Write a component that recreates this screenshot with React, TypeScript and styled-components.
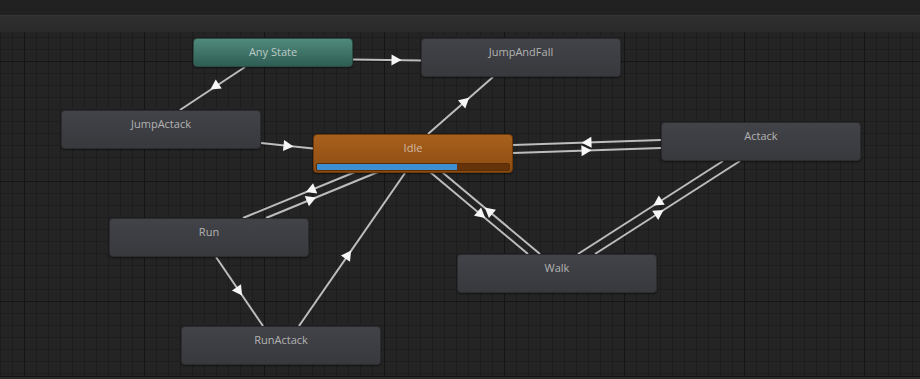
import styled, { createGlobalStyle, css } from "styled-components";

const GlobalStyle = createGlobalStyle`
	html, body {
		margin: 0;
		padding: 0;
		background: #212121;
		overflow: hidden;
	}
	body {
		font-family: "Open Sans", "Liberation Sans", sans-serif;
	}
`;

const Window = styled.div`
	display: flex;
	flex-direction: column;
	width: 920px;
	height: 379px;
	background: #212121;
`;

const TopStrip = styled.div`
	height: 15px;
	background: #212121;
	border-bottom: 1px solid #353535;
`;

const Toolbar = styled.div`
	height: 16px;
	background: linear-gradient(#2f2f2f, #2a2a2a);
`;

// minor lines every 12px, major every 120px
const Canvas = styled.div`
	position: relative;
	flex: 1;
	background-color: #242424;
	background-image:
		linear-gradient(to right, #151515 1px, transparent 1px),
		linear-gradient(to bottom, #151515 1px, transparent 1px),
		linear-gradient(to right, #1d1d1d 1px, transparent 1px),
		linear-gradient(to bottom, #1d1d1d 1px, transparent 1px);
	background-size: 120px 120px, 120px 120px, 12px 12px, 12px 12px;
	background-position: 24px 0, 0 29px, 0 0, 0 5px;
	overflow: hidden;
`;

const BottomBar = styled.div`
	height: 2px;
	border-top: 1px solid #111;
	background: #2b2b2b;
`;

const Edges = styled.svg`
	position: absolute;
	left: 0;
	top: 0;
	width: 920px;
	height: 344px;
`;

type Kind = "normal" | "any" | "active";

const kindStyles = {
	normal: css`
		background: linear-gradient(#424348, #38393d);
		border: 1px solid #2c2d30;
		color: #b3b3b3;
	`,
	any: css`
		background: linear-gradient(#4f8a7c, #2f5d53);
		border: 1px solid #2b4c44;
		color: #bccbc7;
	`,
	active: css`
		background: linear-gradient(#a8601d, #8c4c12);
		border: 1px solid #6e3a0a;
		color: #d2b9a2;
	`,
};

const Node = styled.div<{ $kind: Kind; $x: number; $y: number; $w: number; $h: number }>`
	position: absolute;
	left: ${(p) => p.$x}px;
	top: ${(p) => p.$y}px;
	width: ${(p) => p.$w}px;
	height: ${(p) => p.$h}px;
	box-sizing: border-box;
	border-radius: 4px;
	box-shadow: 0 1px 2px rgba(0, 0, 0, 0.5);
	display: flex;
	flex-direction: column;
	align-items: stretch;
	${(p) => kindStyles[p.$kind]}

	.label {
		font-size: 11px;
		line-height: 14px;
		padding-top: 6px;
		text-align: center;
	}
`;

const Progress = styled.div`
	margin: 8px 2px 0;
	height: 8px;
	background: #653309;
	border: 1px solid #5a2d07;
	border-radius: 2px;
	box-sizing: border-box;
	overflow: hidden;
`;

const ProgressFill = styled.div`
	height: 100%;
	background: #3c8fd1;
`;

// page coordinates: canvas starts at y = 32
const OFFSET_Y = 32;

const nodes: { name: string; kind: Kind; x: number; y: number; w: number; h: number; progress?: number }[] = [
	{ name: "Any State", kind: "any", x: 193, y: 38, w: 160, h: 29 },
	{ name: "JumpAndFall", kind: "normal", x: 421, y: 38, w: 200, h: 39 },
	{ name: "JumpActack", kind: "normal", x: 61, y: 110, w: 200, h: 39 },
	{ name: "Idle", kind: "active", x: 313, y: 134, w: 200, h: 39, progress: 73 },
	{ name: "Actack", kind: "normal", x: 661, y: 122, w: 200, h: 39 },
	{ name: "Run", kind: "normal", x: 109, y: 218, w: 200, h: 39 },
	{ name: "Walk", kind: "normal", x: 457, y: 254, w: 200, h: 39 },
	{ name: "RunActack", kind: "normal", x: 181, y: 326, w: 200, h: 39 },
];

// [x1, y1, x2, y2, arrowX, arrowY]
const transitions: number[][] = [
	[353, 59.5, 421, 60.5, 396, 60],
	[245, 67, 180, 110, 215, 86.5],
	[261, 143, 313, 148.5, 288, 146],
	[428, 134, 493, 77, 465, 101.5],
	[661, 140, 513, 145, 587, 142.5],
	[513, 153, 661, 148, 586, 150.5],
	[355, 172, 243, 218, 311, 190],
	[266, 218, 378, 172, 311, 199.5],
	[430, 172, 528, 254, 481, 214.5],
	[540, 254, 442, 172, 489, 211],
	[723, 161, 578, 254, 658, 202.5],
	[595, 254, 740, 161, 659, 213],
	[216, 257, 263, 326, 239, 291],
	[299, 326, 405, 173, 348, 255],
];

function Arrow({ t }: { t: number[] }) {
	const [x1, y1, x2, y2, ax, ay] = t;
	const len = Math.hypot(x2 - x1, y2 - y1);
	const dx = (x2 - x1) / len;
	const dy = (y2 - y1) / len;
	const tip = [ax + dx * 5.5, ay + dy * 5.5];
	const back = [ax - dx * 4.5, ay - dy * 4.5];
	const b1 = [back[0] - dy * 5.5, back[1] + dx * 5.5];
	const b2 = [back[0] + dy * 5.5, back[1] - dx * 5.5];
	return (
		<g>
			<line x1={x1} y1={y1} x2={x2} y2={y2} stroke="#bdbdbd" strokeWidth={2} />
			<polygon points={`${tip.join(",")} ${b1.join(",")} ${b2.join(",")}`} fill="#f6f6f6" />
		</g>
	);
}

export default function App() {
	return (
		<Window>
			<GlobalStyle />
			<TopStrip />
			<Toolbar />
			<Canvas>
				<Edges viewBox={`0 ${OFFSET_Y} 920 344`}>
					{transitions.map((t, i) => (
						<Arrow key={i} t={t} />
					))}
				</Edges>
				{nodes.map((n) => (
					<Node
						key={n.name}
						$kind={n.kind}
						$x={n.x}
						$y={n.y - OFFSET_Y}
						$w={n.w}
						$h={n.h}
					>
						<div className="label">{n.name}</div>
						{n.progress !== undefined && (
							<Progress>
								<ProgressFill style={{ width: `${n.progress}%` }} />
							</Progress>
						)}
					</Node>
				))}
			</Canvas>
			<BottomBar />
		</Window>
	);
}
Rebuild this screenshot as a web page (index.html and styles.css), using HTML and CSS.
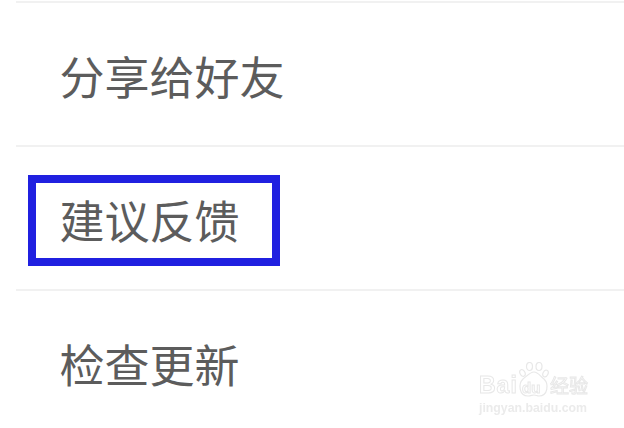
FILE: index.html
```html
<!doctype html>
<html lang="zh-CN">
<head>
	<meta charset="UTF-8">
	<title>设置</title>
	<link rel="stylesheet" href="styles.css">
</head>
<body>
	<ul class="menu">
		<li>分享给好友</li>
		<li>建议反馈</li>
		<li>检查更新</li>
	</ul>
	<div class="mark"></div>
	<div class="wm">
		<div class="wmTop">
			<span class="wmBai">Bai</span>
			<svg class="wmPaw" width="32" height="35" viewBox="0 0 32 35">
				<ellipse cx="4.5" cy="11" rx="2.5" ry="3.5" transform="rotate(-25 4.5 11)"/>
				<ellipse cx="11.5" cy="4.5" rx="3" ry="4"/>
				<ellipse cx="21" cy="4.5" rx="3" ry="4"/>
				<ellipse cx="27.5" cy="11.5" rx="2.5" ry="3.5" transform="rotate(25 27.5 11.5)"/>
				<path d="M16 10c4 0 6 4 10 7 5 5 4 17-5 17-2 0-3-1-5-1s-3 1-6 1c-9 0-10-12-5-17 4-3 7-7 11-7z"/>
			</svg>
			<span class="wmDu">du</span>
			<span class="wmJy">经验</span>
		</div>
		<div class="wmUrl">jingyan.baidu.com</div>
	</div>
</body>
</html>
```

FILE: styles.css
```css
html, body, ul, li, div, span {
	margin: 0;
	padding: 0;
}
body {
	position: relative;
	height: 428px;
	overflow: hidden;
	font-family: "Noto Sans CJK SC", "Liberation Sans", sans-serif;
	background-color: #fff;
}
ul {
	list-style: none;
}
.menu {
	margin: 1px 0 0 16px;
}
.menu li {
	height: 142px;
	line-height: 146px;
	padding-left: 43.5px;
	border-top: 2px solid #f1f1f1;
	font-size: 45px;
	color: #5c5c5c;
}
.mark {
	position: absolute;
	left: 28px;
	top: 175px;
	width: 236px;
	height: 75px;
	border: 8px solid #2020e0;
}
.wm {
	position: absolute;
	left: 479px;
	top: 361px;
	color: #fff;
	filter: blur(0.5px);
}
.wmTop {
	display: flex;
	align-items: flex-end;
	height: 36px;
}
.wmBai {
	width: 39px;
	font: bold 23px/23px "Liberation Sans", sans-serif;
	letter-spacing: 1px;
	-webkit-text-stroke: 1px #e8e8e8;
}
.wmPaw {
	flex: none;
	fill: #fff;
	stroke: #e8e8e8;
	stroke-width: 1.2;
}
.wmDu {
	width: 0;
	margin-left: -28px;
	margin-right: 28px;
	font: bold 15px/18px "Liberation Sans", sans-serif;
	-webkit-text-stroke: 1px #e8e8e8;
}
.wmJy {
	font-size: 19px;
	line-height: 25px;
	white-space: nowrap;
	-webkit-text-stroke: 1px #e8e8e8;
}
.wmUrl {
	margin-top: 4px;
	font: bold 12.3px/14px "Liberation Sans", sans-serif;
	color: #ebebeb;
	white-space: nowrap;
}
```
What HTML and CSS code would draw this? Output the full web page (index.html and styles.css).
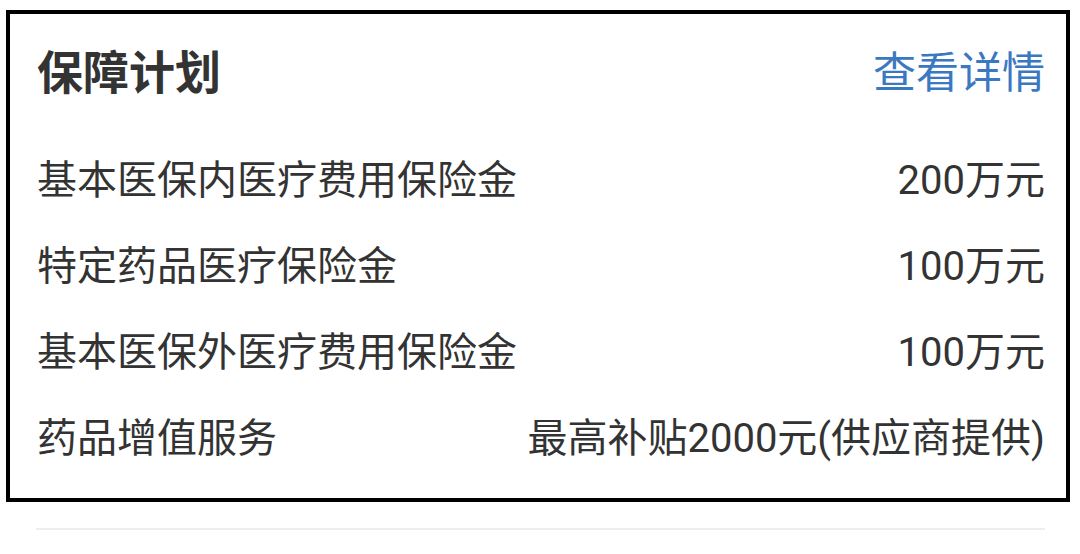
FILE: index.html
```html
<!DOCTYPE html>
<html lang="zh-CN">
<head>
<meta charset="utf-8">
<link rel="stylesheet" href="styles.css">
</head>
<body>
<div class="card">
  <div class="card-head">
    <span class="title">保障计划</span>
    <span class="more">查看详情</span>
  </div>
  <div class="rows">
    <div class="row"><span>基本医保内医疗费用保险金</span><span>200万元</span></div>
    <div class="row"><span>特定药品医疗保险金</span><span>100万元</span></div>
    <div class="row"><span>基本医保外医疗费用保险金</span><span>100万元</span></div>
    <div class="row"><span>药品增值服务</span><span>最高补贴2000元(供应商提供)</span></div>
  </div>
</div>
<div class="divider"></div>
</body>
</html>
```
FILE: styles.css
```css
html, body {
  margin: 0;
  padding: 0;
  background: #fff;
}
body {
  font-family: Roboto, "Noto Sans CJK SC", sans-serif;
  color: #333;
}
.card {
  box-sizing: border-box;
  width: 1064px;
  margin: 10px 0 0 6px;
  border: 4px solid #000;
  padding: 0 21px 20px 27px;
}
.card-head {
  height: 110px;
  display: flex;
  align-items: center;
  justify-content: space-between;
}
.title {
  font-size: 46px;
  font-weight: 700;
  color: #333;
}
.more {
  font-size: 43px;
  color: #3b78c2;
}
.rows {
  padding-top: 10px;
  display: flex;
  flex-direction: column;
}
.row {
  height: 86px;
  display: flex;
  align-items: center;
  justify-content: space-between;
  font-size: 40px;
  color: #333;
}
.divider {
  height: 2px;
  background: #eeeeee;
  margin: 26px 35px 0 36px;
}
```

▶ _REQUIREMENTS_: Retype the line containing "What HTML and" and all lines after it through the end of the material, exactly and only those, leaving out pictures.

▶ _FULL ANSWER_:
What HTML and CSS code would draw this? Output the full web page (index.html and styles.css).
FILE: index.html
```html
<!DOCTYPE html>
<html lang="zh-CN">
<head>
<meta charset="utf-8">
<link rel="stylesheet" href="styles.css">
</head>
<body>
<div class="card">
  <div class="card-head">
    <span class="title">保障计划</span>
    <span class="more">查看详情</span>
  </div>
  <div class="rows">
    <div class="row"><span>基本医保内医疗费用保险金</span><span>200万元</span></div>
    <div class="row"><span>特定药品医疗保险金</span><span>100万元</span></div>
    <div class="row"><span>基本医保外医疗费用保险金</span><span>100万元</span></div>
    <div class="row"><span>药品增值服务</span><span>最高补贴2000元(供应商提供)</span></div>
  </div>
</div>
<div class="divider"></div>
</body>
</html>
```
FILE: styles.css
```css
html, body {
  margin: 0;
  padding: 0;
  background: #fff;
}
body {
  font-family: Roboto, "Noto Sans CJK SC", sans-serif;
  color: #333;
}
.card {
  box-sizing: border-box;
  width: 1064px;
  margin: 10px 0 0 6px;
  border: 4px solid #000;
  padding: 0 21px 20px 27px;
}
.card-head {
  height: 110px;
  display: flex;
  align-items: center;
  justify-content: space-between;
}
.title {
  font-size: 46px;
  font-weight: 700;
  color: #333;
}
.more {
  font-size: 43px;
  color: #3b78c2;
}
.rows {
  padding-top: 10px;
  display: flex;
  flex-direction: column;
}
.row {
  height: 86px;
  display: flex;
  align-items: center;
  justify-content: space-between;
  font-size: 40px;
  color: #333;
}
.divider {
  height: 2px;
  background: #eeeeee;
  margin: 26px 35px 0 36px;
}
```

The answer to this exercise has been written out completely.